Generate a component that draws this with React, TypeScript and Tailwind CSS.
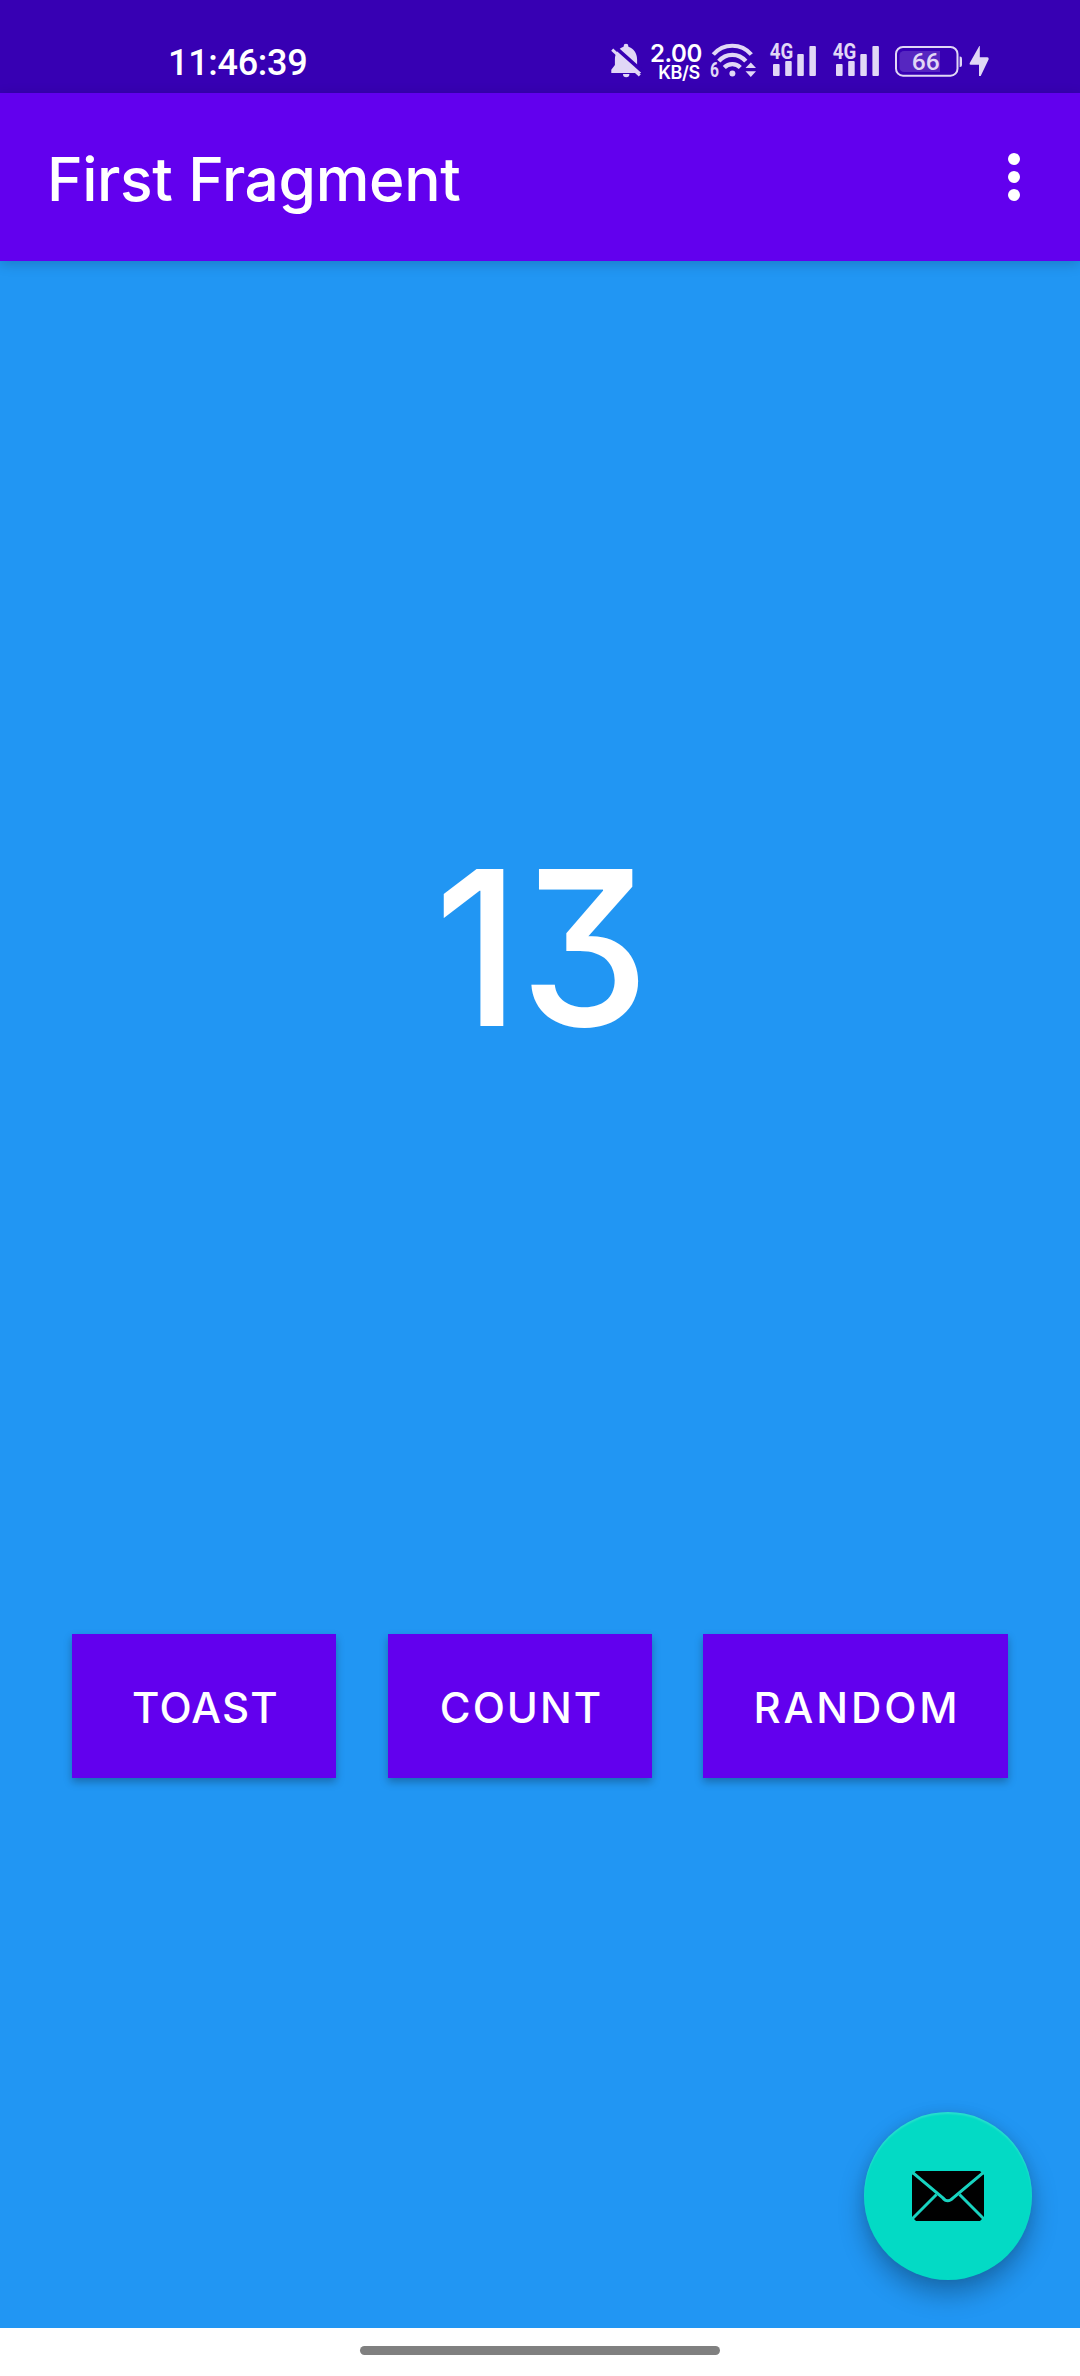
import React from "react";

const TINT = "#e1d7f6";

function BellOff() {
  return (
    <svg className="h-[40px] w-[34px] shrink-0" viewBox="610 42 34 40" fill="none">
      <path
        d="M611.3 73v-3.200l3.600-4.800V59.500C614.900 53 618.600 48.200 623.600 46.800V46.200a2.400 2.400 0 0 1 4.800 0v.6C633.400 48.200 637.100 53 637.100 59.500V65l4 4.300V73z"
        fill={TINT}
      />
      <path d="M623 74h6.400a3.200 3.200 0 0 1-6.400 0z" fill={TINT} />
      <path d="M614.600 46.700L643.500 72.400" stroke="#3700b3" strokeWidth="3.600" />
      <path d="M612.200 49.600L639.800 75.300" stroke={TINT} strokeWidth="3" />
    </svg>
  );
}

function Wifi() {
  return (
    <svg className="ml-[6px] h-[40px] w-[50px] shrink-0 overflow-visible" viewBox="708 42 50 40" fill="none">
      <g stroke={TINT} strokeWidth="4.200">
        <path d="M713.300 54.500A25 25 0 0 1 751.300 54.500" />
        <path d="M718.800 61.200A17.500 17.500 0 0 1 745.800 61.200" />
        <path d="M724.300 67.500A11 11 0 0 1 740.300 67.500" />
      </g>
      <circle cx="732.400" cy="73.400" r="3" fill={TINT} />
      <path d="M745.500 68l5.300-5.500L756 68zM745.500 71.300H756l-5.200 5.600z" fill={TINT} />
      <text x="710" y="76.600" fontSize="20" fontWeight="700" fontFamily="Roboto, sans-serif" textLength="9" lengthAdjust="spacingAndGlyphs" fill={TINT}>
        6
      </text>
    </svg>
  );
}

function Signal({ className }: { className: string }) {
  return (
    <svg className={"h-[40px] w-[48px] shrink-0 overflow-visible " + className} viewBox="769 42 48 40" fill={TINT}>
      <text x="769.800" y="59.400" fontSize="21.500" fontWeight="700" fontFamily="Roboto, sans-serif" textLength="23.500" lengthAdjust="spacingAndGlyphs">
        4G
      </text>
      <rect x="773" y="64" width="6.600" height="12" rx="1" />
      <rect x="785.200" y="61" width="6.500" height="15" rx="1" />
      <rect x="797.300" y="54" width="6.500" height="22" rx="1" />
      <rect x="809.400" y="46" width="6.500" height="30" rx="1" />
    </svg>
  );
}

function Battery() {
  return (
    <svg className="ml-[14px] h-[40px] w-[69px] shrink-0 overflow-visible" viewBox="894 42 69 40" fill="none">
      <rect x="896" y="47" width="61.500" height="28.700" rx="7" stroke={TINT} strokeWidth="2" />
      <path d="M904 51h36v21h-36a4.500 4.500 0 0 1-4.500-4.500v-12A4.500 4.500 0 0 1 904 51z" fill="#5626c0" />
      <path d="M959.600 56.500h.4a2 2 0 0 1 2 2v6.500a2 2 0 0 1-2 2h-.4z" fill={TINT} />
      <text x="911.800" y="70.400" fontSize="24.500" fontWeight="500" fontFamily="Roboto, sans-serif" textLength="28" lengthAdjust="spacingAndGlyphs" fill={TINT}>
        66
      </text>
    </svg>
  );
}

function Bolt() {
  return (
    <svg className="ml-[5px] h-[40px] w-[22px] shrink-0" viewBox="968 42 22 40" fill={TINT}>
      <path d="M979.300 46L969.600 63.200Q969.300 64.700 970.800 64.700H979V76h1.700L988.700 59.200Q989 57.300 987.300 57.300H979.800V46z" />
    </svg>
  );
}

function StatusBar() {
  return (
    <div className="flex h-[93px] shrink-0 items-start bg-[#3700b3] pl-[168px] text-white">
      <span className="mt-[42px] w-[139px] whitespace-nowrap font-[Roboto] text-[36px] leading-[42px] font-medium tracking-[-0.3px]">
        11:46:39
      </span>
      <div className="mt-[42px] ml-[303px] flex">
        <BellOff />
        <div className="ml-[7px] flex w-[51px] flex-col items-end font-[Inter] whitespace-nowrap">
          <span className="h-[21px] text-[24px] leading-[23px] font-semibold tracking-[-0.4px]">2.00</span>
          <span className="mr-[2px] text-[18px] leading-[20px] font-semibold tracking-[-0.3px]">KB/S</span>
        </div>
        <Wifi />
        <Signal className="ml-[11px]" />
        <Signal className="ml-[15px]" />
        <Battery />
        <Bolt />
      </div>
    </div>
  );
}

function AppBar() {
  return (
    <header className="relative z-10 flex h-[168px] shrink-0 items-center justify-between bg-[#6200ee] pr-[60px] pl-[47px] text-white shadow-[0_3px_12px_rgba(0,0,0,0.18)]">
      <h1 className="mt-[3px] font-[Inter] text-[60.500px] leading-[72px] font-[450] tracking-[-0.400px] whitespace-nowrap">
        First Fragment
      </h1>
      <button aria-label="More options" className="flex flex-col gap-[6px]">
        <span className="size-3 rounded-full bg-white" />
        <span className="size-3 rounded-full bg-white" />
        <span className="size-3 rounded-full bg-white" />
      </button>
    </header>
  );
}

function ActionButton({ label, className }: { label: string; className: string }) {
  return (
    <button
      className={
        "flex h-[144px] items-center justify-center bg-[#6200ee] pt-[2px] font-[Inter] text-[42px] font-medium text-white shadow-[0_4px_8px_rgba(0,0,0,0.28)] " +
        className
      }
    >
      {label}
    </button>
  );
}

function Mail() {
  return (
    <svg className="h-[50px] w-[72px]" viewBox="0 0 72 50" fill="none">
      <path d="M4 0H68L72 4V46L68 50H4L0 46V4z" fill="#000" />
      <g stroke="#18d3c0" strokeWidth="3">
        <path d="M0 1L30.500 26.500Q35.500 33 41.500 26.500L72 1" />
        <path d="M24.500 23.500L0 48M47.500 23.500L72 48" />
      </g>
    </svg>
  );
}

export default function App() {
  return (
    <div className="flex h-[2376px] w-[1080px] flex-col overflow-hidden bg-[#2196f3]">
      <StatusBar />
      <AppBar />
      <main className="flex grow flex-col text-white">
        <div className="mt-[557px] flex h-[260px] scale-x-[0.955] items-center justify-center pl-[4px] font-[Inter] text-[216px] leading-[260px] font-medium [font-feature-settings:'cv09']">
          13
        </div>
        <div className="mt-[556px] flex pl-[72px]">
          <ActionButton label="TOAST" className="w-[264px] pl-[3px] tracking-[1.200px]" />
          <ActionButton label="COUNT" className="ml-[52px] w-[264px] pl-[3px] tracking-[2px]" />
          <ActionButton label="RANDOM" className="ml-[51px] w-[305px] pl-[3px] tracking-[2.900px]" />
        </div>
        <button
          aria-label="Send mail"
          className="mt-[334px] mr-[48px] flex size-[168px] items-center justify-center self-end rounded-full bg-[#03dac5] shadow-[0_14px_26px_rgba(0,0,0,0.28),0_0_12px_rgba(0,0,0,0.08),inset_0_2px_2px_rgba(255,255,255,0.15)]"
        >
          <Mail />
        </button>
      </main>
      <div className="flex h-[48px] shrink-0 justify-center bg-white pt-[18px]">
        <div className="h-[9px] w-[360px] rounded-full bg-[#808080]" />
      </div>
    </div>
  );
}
--
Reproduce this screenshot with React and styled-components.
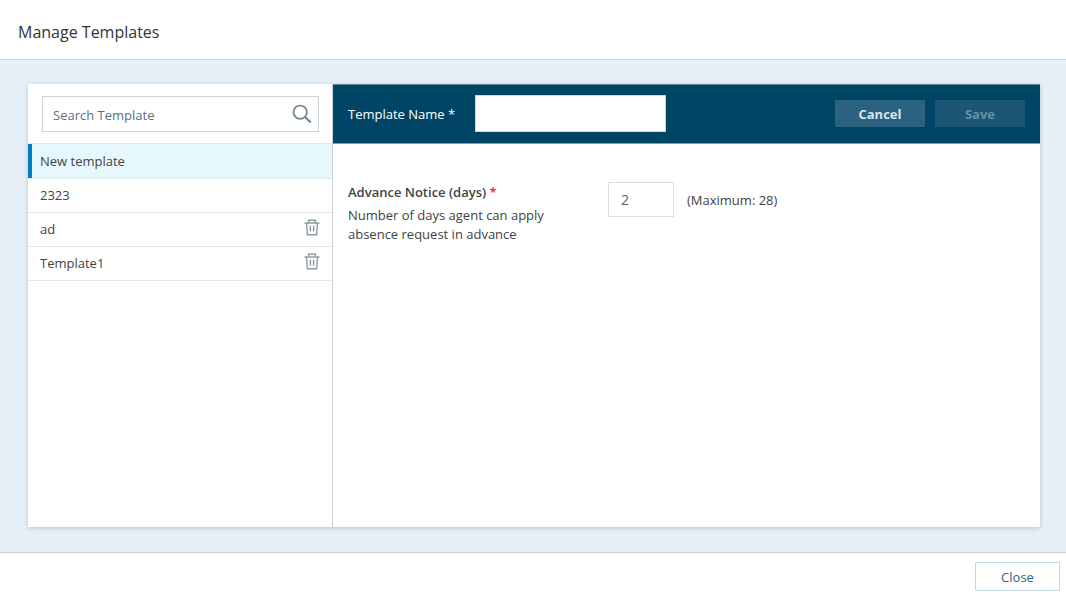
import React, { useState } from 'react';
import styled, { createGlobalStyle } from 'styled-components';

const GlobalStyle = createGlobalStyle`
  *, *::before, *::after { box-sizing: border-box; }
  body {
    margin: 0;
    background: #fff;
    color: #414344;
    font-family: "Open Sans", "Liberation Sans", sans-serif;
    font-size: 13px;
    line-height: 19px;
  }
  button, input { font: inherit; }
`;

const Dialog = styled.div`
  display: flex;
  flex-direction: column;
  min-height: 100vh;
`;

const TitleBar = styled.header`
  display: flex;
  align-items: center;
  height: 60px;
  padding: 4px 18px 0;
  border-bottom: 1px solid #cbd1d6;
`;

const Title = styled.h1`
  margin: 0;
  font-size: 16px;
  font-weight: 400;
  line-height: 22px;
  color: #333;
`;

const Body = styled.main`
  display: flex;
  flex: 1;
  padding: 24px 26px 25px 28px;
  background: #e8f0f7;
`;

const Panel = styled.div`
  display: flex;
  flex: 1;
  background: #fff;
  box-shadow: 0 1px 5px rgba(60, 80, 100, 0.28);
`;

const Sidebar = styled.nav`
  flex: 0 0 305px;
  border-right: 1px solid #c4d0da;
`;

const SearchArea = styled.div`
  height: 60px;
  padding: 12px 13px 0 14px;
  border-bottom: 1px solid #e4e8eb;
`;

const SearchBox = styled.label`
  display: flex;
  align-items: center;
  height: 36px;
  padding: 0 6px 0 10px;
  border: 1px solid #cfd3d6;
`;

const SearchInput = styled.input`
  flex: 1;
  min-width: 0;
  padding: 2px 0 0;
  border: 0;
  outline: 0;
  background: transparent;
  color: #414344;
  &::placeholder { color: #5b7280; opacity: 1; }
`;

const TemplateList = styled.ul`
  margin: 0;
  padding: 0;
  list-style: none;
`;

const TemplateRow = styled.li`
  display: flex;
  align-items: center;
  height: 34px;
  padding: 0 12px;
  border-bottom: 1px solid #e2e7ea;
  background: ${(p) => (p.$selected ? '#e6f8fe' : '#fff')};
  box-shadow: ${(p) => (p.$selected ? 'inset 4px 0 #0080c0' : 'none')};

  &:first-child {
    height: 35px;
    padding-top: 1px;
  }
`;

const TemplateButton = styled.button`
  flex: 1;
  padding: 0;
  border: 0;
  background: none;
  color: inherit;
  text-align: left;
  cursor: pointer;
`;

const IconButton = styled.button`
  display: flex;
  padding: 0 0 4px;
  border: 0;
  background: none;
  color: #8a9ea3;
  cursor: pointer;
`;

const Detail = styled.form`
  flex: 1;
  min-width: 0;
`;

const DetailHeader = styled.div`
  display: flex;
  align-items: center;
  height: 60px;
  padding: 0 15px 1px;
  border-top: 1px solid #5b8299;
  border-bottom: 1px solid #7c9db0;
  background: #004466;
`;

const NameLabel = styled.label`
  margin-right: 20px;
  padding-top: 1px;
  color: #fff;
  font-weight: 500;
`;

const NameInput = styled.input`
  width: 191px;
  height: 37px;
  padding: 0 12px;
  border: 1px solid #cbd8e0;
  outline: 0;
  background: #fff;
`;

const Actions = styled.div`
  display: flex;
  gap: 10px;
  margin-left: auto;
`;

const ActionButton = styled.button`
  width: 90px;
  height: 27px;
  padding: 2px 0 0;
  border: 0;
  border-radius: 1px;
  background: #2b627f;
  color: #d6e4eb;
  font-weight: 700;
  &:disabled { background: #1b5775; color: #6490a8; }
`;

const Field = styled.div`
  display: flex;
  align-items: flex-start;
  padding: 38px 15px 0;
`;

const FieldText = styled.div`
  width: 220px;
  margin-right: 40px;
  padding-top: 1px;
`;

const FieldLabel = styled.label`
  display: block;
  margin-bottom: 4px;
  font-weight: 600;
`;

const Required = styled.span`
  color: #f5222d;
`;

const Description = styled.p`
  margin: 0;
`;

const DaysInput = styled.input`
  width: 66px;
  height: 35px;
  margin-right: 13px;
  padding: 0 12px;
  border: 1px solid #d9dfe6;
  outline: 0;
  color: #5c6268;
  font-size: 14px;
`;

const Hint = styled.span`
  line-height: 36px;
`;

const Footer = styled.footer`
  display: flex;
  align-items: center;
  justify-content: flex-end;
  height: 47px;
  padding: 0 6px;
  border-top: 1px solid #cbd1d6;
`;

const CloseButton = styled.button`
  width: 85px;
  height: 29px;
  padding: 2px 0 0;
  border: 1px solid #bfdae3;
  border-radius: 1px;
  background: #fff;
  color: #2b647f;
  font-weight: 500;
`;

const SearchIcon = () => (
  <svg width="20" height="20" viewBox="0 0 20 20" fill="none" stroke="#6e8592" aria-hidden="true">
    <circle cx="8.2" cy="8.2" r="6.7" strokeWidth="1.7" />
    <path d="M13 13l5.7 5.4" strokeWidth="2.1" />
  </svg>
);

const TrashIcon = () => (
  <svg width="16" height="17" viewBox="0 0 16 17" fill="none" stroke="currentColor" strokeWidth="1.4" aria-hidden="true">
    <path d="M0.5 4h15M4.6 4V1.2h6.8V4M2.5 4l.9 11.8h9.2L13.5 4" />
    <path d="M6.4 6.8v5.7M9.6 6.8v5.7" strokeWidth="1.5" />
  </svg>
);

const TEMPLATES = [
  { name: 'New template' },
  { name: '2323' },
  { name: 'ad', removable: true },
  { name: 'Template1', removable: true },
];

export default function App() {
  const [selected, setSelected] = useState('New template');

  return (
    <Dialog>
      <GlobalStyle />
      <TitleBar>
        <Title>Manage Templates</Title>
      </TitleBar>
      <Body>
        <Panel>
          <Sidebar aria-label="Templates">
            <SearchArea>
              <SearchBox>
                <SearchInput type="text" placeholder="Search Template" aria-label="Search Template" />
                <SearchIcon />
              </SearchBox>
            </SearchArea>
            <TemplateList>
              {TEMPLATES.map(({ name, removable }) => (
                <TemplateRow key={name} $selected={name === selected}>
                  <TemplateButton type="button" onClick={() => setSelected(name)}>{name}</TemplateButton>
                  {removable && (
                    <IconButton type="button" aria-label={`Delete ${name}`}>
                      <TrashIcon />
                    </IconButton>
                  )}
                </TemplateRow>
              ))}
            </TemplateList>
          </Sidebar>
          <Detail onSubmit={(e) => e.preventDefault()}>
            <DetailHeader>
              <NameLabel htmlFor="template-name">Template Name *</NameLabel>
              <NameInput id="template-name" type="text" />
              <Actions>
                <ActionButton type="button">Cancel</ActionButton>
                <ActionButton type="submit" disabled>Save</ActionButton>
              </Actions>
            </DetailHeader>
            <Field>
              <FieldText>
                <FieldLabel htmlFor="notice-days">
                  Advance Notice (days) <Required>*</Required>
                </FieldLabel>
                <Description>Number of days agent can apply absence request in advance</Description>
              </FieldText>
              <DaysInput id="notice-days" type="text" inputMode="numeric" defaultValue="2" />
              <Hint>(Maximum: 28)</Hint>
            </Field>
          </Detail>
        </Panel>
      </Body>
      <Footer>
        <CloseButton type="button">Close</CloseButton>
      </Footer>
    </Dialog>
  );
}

→ **Short exercise**
Print exactly the lines from the line containing "Reproduce this screenshot" through the line containing "(p.$selected ? 'inset", and omit any picture found among them.

→ **Solution**
Reproduce this screenshot with React and styled-components.
import React, { useState } from 'react';
import styled, { createGlobalStyle } from 'styled-components';

const GlobalStyle = createGlobalStyle`
  *, *::before, *::after { box-sizing: border-box; }
  body {
    margin: 0;
    background: #fff;
    color: #414344;
    font-family: "Open Sans", "Liberation Sans", sans-serif;
    font-size: 13px;
    line-height: 19px;
  }
  button, input { font: inherit; }
`;

const Dialog = styled.div`
  display: flex;
  flex-direction: column;
  min-height: 100vh;
`;

const TitleBar = styled.header`
  display: flex;
  align-items: center;
  height: 60px;
  padding: 4px 18px 0;
  border-bottom: 1px solid #cbd1d6;
`;

const Title = styled.h1`
  margin: 0;
  font-size: 16px;
  font-weight: 400;
  line-height: 22px;
  color: #333;
`;

const Body = styled.main`
  display: flex;
  flex: 1;
  padding: 24px 26px 25px 28px;
  background: #e8f0f7;
`;

const Panel = styled.div`
  display: flex;
  flex: 1;
  background: #fff;
  box-shadow: 0 1px 5px rgba(60, 80, 100, 0.28);
`;

const Sidebar = styled.nav`
  flex: 0 0 305px;
  border-right: 1px solid #c4d0da;
`;

const SearchArea = styled.div`
  height: 60px;
  padding: 12px 13px 0 14px;
  border-bottom: 1px solid #e4e8eb;
`;

const SearchBox = styled.label`
  display: flex;
  align-items: center;
  height: 36px;
  padding: 0 6px 0 10px;
  border: 1px solid #cfd3d6;
`;

const SearchInput = styled.input`
  flex: 1;
  min-width: 0;
  padding: 2px 0 0;
  border: 0;
  outline: 0;
  background: transparent;
  color: #414344;
  &::placeholder { color: #5b7280; opacity: 1; }
`;

const TemplateList = styled.ul`
  margin: 0;
  padding: 0;
  list-style: none;
`;

const TemplateRow = styled.li`
  display: flex;
  align-items: center;
  height: 34px;
  padding: 0 12px;
  border-bottom: 1px solid #e2e7ea;
  background: ${(p) => (p.$selected ? '#e6f8fe' : '#fff')};
  box-shadow: ${(p) => (p.$selected ? 'inset 4px 0 #0080c0' : 'none')};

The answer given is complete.